Scan the listing below and copy every line holding "screenshot".
%%
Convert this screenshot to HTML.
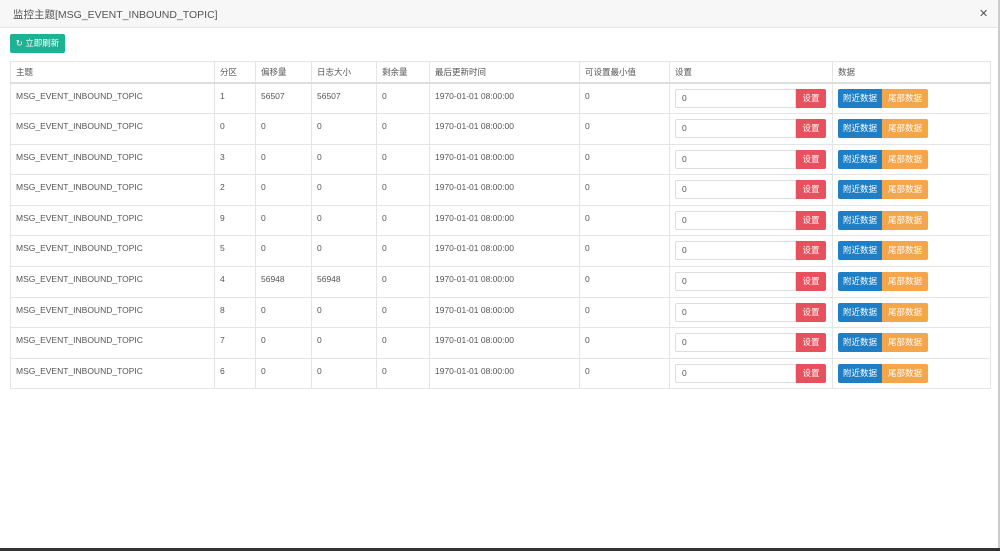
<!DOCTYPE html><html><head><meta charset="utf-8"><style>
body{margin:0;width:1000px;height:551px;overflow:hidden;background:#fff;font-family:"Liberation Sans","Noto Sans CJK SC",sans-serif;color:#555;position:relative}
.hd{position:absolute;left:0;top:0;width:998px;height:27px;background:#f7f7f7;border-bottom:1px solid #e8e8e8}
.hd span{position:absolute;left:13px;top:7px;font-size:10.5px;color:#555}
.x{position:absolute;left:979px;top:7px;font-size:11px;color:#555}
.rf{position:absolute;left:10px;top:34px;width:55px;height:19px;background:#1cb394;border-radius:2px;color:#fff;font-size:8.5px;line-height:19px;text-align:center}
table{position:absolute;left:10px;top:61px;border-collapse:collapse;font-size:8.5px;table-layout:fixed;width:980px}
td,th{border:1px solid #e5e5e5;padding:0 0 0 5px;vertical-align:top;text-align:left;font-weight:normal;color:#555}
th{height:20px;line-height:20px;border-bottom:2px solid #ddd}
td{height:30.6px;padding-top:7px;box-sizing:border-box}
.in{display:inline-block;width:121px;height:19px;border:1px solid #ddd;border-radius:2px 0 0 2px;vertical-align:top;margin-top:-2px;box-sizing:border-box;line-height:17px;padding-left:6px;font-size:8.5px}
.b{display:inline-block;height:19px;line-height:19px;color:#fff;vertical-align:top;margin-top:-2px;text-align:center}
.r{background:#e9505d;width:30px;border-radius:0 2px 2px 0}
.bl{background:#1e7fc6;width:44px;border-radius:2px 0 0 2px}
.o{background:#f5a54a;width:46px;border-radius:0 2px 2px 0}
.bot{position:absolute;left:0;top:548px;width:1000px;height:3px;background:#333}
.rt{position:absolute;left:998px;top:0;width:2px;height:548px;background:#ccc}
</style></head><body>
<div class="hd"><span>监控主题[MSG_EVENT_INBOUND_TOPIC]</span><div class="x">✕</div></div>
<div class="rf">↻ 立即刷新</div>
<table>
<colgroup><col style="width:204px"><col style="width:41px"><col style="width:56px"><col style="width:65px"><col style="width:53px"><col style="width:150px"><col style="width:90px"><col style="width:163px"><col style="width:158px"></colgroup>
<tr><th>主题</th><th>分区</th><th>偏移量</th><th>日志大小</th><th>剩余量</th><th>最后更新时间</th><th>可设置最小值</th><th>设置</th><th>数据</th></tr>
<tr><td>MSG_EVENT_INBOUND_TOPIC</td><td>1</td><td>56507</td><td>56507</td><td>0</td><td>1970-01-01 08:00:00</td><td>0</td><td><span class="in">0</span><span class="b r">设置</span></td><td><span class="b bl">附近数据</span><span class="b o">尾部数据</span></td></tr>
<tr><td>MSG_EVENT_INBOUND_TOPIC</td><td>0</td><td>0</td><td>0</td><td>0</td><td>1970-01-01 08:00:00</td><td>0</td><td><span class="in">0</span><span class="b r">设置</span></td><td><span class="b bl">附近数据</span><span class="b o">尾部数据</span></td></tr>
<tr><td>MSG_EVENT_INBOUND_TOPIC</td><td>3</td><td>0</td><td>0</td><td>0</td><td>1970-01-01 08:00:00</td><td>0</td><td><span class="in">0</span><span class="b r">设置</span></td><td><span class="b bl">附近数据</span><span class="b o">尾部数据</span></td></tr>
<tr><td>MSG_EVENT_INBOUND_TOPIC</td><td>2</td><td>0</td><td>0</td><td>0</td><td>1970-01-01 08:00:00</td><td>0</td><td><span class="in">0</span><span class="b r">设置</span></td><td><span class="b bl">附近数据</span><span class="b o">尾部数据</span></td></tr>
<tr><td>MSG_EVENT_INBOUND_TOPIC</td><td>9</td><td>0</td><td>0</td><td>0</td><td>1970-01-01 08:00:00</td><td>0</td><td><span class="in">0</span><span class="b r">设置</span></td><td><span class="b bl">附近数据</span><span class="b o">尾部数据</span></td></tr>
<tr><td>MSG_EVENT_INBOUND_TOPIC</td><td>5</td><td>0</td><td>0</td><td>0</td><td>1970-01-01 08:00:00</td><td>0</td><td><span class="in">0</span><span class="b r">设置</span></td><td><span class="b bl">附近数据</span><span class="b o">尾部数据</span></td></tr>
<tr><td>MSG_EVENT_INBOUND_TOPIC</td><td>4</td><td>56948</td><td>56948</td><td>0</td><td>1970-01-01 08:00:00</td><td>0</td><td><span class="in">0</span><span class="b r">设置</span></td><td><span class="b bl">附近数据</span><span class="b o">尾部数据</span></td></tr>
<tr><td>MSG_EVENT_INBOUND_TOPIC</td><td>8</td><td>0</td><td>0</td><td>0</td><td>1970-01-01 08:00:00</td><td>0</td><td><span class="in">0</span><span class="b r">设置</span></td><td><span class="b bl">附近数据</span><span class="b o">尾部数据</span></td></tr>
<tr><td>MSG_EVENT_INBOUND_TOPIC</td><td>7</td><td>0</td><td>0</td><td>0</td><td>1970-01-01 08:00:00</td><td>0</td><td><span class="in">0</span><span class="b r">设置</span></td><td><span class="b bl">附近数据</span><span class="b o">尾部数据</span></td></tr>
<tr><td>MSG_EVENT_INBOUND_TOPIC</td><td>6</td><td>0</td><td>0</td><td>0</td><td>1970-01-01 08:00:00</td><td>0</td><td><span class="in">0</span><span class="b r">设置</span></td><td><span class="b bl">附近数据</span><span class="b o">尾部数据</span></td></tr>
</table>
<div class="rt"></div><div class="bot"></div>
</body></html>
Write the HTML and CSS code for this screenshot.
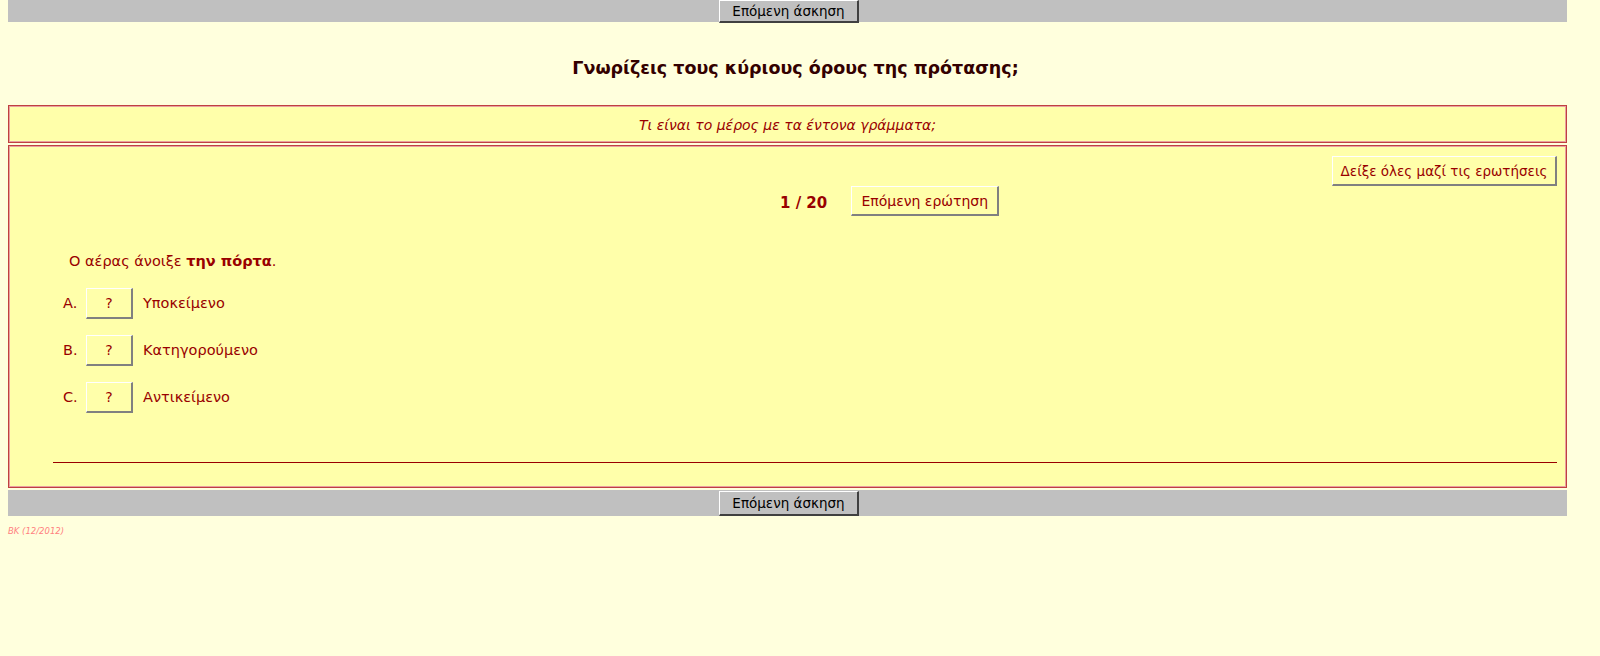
%%
THE COMPLETED TASK —
Convert this screenshot to HTML.
Write the HTML and CSS code for this screenshot.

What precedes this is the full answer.